Mills: Take a moment to appreciate the positive side of our jobs

Every workplace has its share of tension and personality clashes. If theyt persist, work can become very stressful.

Thanksgiving is one of my favourite holidays of the year. It brings together elements of family, community, and the opportunity to embrace a state of gratitude for the people and things that make our lives full.

Throughout the year, we carry on with our lives, going to work, doing our jobs, having good days and bad.

It can become somewhat of a mindless routine.

This auto pilot mode can have a degree of comfort to it too when it protects us from any negative dynamics around us.

It is more of a problem when tuning out becomes a permanent state of disengagement.

Every workplace is going to have its share of tension and personality clashes.

If those persist, work can become very stressful.

When constant change is added to that it is easy to get frustrated and critical of our employers and/or our co-workers.

Things just don’t make sense some days and people’s behaviour can be annoying.

How we respond to the dynamics around us is a very personal thing.

Some people have better coping skills than others; attitude plays a big role; and; everyone’s support system is different.

When work and life get difficult, finding positive ways to manage the day to day stress can help prevent it from becoming chronic.

Some people are genuinely optimistic and able to look on the bright side of any situation.

They truly do find the silver lining in any cloud and that is how they get through the dark days.

Other people have the blessing and the curse of a naturally critical mind.

Analytical thinking can add real value to problem solving however, it can also be a source of frustration for everyone when it is only used to find flaws in everything.

Being able to balance a realistic perspective with a positive attitude is a real talent.

With practise it can become a learned habit.

One thing that helps is to consciously assess – and accept—what is within our control and what is not.

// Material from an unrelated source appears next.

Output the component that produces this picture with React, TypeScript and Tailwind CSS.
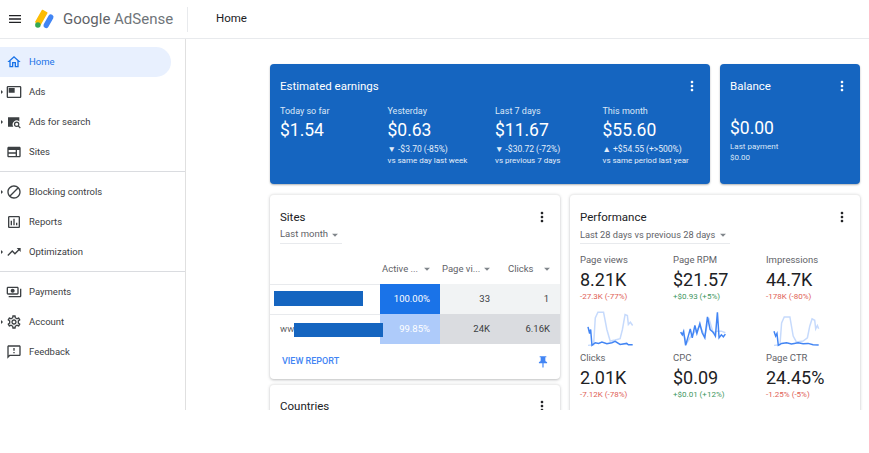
import React from 'react';
import {
  MdMenu,
  MdMoreVert,
  MdPushPin,
  MdArrowDropDown,
  MdOutlineHome,
  MdOutlineFeaturedVideo,
  MdOutlineWeb,
  MdOutlineBlock,
  MdOutlineAssessment,
  MdTrendingUp,
  MdOutlinePayments,
  MdOutlineSettings,
  MdOutlineFeedback,
} from 'react-icons/md';

const SearchAdsIcon = (props: React.SVGProps<SVGSVGElement>) => (
  <svg viewBox="0 0 24 24" fill="currentColor" {...props}>
    <path d="M3 5h17v6.2a6 6 0 0 0-9 7.8H3z" />
    <circle cx="16" cy="15.5" r="3.2" fill="none" stroke="currentColor" strokeWidth="1.8" />
    <path d="M18.3 17.8l3.2 3.2" stroke="currentColor" strokeWidth="1.8" />
  </svg>
);

const AdsenseLogo = () => (
  <svg viewBox="0 0 24 24" className="w-[22px] h-[22px] shrink-0">
    <path d="M9.2 2.6 1.9 15.3l4.8 2.8L14 5.4z" fill="#fbbc04" stroke="#fbbc04" strokeWidth="1.5" strokeLinejoin="round" />
    <path d="M16 8.3 10.6 17.7a2.9 2.9 0 0 0 5 2.9L21 11.2a2.9 2.9 0 0 0-5-2.9z" fill="#4285f4" />
    <circle cx="4.2" cy="18.6" r="3" fill="#34a853" />
  </svg>
);

const navGroups = [
  [
    { label: 'Home', icon: MdOutlineHome, active: true },
    { label: 'Ads', icon: MdOutlineFeaturedVideo, caret: true },
    { label: 'Ads for search', icon: SearchAdsIcon, caret: true },
    { label: 'Sites', icon: MdOutlineWeb },
  ],
  [
    { label: 'Blocking controls', icon: MdOutlineBlock, caret: true },
    { label: 'Reports', icon: MdOutlineAssessment },
    { label: 'Optimization', icon: MdTrendingUp, caret: true },
  ],
  [
    { label: 'Payments', icon: MdOutlinePayments },
    { label: 'Account', icon: MdOutlineSettings, caret: true },
    { label: 'Feedback', icon: MdOutlineFeedback },
  ],
];

const earnings = [
  { label: 'Today so far', value: '$1.54' },
  { label: 'Yesterday', value: '$0.63', delta: '▼ -$3.70 (-85%)', note: 'vs same day last week' },
  { label: 'Last 7 days', value: '$11.67', delta: '▼ -$30.72 (-72%)', note: 'vs previous 7 days' },
  { label: 'This month', value: '$55.60', delta: '▲ +$54.55 (+>500%)', note: 'vs same period last year' },
];

const topMetrics = [
  { label: 'Page views', value: '8.21K', delta: '-27.3K (-77%)', up: false },
  { label: 'Page RPM', value: '$21.57', delta: '+$0.93 (+5%)', up: true },
  { label: 'Impressions', value: '44.7K', delta: '-178K (-80%)', up: false },
];

const bottomMetrics = [
  { label: 'Clicks', value: '2.01K', delta: '-7.12K (-78%)', up: false },
  { label: 'CPC', value: '$0.09', delta: '+$0.01 (+12%)', up: true },
  { label: 'Page CTR', value: '24.45%', delta: '-1.25% (-5%)', up: false },
];

const sparks = [
  {
    box: '65 362 142 110',
    light: '68,468 85,466 90,385 98,368 115,368 125,420 135,455 150,452 165,448 172,420 180,375 187,378 190,405 196,398 203,408',
    dark: '68,412 73,432 76,420 80,468 90,460 100,462 110,458 125,463 140,460 150,456 165,465 185,462 190,466 203,466',
  },
  {
    box: '345 362 142 110',
    light: '347,428 358,440 365,462 378,440 392,425 405,410 420,440 432,385 445,430 458,425 470,425 482,430',
    dark: '347,428 352,436 356,426 362,468 370,440 376,418 382,445 390,408 396,432 405,402 412,430 420,445 428,382 436,420 445,428 452,440 458,368 463,445 470,436 476,442 482,434',
  },
  {
    box: '624 362 142 110',
    light: '627,468 645,466 650,400 658,382 675,382 685,440 695,458 715,455 728,445 735,410 742,388 750,392 753,418 758,408 762,418',
    dark: '627,425 632,440 636,432 640,468 650,462 665,460 680,464 700,460 715,463 730,462 745,466 762,467',
  },
];

const Metric = ({ m }: { m: { label: string; value: string; delta: string; up: boolean } }) => (
  <div className="w-[93px] shrink-0">
    <div className="text-[9.5px] leading-[14px] text-[#5f6368]">{m.label}</div>
    <div className="text-[18px] leading-[24px] text-[#202124] mt-[1px]">{m.value}</div>
    <div className={`text-[8px] leading-[12px] -mt-[1px] ${m.up ? 'text-[#3d9660]' : 'text-[#e06055]'}`}>{m.delta}</div>
  </div>
);

const Caret = () => <MdArrowDropDown className="w-[14px] h-[14px] text-[#80868b] shrink-0" />;

const HeaderCell = ({ label, left = 2 }: { label: string; left?: number }) => (
  <div
    className={`flex items-center justify-between pr-[6px] text-[9.5px] text-[#5f6368] whitespace-nowrap ${
      left === 2 ? 'pl-[2px]' : 'pl-[8px]'
    }`}
  >
    <span>{label}</span>
    <Caret />
  </div>
);

export default function App() {
  return (
    <div className="w-[869px] h-[453px] bg-white overflow-hidden font-['Roboto',sans-serif] text-[#3c4043]">
      {/* top bar */}
      <header className="h-[39px] flex items-center border-b border-[#e8eaed]">
        <MdMenu className="w-[16px] h-[16px] ml-[7px] text-[#202124]" />
        <div className="ml-[11px]">
          <AdsenseLogo />
        </div>
        <div className="ml-[7px] text-[15px] text-[#5f6368] w-[124px] whitespace-nowrap">
          Google <span className="text-[#70757a]">AdSense</span>
        </div>
        <div className="w-px h-[25px] bg-[#e8eaed]" />
        <div className="ml-[28px] text-[11.5px] text-[#202124]">Home</div>
      </header>

      <div className="h-[371px] flex overflow-hidden">
        {/* sidebar */}
        <nav className="w-[186px] shrink-0 border-r border-[#e0e0e0] pt-[8px] text-[9.5px]">
          {navGroups.map((group, i) => (
            <div key={i} className={i > 0 ? 'border-t border-[#dadce0] mt-[4px] pt-[5px]' : ''}>
              {group.map((item) => {
                const Icon = item.icon;
                return (
                  <div
                    key={item.label}
                    className={`relative h-[30px] w-[171px] flex items-center rounded-r-full ${
                      item.active ? 'bg-[#e8f0fe] text-[#1a73e8]' : 'text-[#3c4043]'
                    }`}
                  >
                    {item.caret && (
                      <span className="absolute left-[1px] top-[13px] border-y-[2px] border-l-[2px] border-y-transparent border-l-[#3c4043]" />
                    )}
                    <Icon className={`w-[16px] h-[16px] ml-[6px] ${item.active ? 'text-[#1a73e8]' : 'text-[#3c4043]'}`} />
                    <span className="ml-[7px]">{item.label}</span>
                  </div>
                );
              })}
            </div>
          ))}
        </nav>

        {/* dashboard */}
        <main className="flex-1 pl-[84px] pt-[25px] pr-[9px] overflow-hidden">
          <div className="flex gap-[10px]">
            <section className="w-[440px] h-[120px] rounded-[4px] bg-[#1565c0] text-white px-[10px] pt-[14px] shadow-[0_1px_2px_rgba(60,64,67,0.4)]">
              <div className="flex items-center justify-between">
                <h2 className="text-[11.5px] leading-[16px]">Estimated earnings</h2>
                <MdMoreVert className="w-[16px] h-[16px]" />
              </div>
              <div className="flex mt-[10px]">
                {earnings.map((e) => (
                  <div key={e.label} className="w-[107.5px] shrink-0">
                    <div className="text-[9px] leading-[14px] text-[#dbe7f7] whitespace-nowrap">{e.label}</div>
                    <div className="text-[17.5px] leading-[24px]">{e.value}</div>
                    {e.delta && (
                      <div className="text-[8px] leading-[11px] mt-[2px] text-[#e3edf9] whitespace-nowrap">
                        <div className="text-[8.5px]">{e.delta}</div>
                        <div>{e.note}</div>
                      </div>
                    )}
                  </div>
                ))}
              </div>
            </section>

            <section className="w-[140px] h-[120px] rounded-[4px] bg-[#1565c0] text-white px-[10px] pt-[14px] shadow-[0_1px_2px_rgba(60,64,67,0.4)]">
              <div className="flex items-center justify-between">
                <h2 className="text-[11.5px] leading-[16px]">Balance</h2>
                <MdMoreVert className="w-[16px] h-[16px]" />
              </div>
              <div className="text-[17.5px] leading-[24px] mt-[22px]">$0.00</div>
              <div className="text-[8px] leading-[11px] mt-[1px] text-[#dbe7f7]">
                <div>Last payment</div>
                <div>$0.00</div>
              </div>
            </section>
          </div>

          <div className="flex gap-[10px] mt-[10px] items-start">
            <div className="w-[290px] shrink-0 flex flex-col gap-[5px]">
              <section className="h-[185px] rounded-[4px] bg-white border-t border-[#eeeeee] shadow-[0_1px_3px_rgba(60,64,67,0.35)]">
                <div className="flex items-center justify-between px-[10px] pt-[14px]">
                  <h2 className="text-[11.5px] leading-[16px] text-[#202124]">Sites</h2>
                  <MdMoreVert className="w-[16px] h-[16px] text-[#202124]" />
                </div>
                <div className="ml-[10px] mt-[1px] w-[62px] h-[18px] flex items-center justify-between border-b border-[#e8eaed] text-[9.5px] text-[#5f6368]">
                  <span className="whitespace-nowrap">Last month</span>
                  <Caret />
                </div>
                <div className="grid grid-cols-[110px_60px_60px_60px] mt-[10px]">
                  <div className="h-[30px]" />
                  <HeaderCell label="Active ..." />
                  <HeaderCell label="Page vi..." />
                  <HeaderCell label="Clicks" left={8} />

                  <div className="h-[30px] flex items-center pl-[4px] border-t border-[#e8eaed]">
                    <div className="w-[89px] h-[15px] mb-[3px] bg-[#1565c0]" />
                  </div>
                  <div className="h-[30px] bg-[#1a73e8] text-white text-[9.5px] flex items-center justify-end pr-[10px]">100.00%</div>
                  <div className="h-[30px] bg-[#f1f3f4] text-[9.5px] flex items-center justify-end pr-[10px]">33</div>
                  <div className="h-[30px] bg-[#f1f3f4] text-[9.5px] flex items-center justify-end pr-[11px]">1</div>

                  <div className="h-[30px] flex items-center pl-[10px] border-t border-[#e8eaed] text-[9.5px] text-[#5f6368]">
                    ww
                    <div className="w-[89px] h-[14px] bg-[#1565c0] shrink-0 relative z-10" />
                  </div>
                  <div className="h-[30px] bg-[#aecbfa] text-white text-[9.5px] flex items-center justify-end pr-[10px]">99.85%</div>
                  <div className="h-[30px] bg-[#dadce0] text-[9.5px] flex items-center justify-end pr-[10px]">24K</div>
                  <div className="h-[30px] bg-[#dadce0] text-[9.5px] flex items-center justify-end pr-[10px]">6.16K</div>
                </div>
                <div className="flex items-center justify-between pl-[12px] pr-[10px] h-[36px]">
                  <span className="text-[9px] font-medium text-[#4285f4]">VIEW REPORT</span>
                  <MdPushPin className="w-[14px] h-[14px] text-[#4285f4]" />
                </div>
              </section>

              <section className="h-[60px] rounded-[4px] bg-white border-t border-[#eeeeee] shadow-[0_1px_3px_rgba(60,64,67,0.35)]">
                <div className="flex items-center justify-between px-[10px] pt-[13px]">
                  <h2 className="text-[11.5px] leading-[16px] text-[#202124]">Countries</h2>
                  <MdMoreVert className="w-[16px] h-[16px] text-[#202124]" />
                </div>
              </section>
            </div>

            <section className="w-[290px] h-[260px] shrink-0 rounded-[4px] bg-white border-t border-[#eeeeee] shadow-[0_1px_3px_rgba(60,64,67,0.35)]">
              <div className="flex items-center justify-between px-[10px] pt-[14px]">
                <h2 className="text-[11.5px] leading-[16px] text-[#202124]">Performance</h2>
                <MdMoreVert className="w-[16px] h-[16px] text-[#202124]" />
              </div>
              <div className="ml-[10px] mt-[1px] w-[150px] h-[18px] flex items-center justify-between border-b border-[#e8eaed] text-[9.25px] text-[#5f6368]">
                <span className="whitespace-nowrap">Last 28 days vs previous 28 days</span>
                <Caret />
              </div>
              <div className="flex pl-[10px] mt-[9px]">
                {topMetrics.map((m) => (
                  <Metric key={m.label} m={m} />
                ))}
              </div>
              <div className="flex pl-[10px] mt-[7px] h-[38px]">
                {sparks.map((s) => (
                  <div key={s.box} className="w-[93px] shrink-0">
                    <svg viewBox={s.box} className="w-[47px] h-[37px] ml-[7px]" fill="none">
                      <polyline points={s.light} stroke="#c6dafc" strokeWidth="4.5" />
                      <polyline points={s.dark} stroke="#4285f4" strokeWidth="4.5" />
                    </svg>
                  </div>
                ))}
              </div>
              <div className="flex pl-[10px] mt-[3px]">
                {bottomMetrics.map((m) => (
                  <Metric key={m.label} m={m} />
                ))}
              </div>
            </section>
          </div>
        </main>
      </div>
    </div>
  );
}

Particularly at work, worrying about things that we cannot truly influence is an exercise in futility.

Better to save/use our energy for the things that are within our power to change.

If we are directly involved in real difficulties, we need to actively investigate our part in causing or feeding those.

There will always be decisions made at work that are dictated from the higher ranks.

We may not understand the reasoning for them nor will we necessarily agree with them.

However, to preserve our own sanity there needs to be an element of trust and acceptance that the leaders at the top are doing the best they can.

If we stay in our jobs by choice than it is fair to conclude that there is enough about it that is positive so why not focus on that more often?

Again, for everyone the payback is going to be different but as long as the good continues to outweigh the negative, that’s a reason to celebrate.

No family or partnership is ideal; no employer is without flaws; no team is always in sync; no job is completely satisfying all the time.

Life is a mixed bag.  That’s why Thanksgiving is a perfect chance to reflect on what is good about our lives—at home and at work—and to accept the whole package with sincere appreciation and gratitude.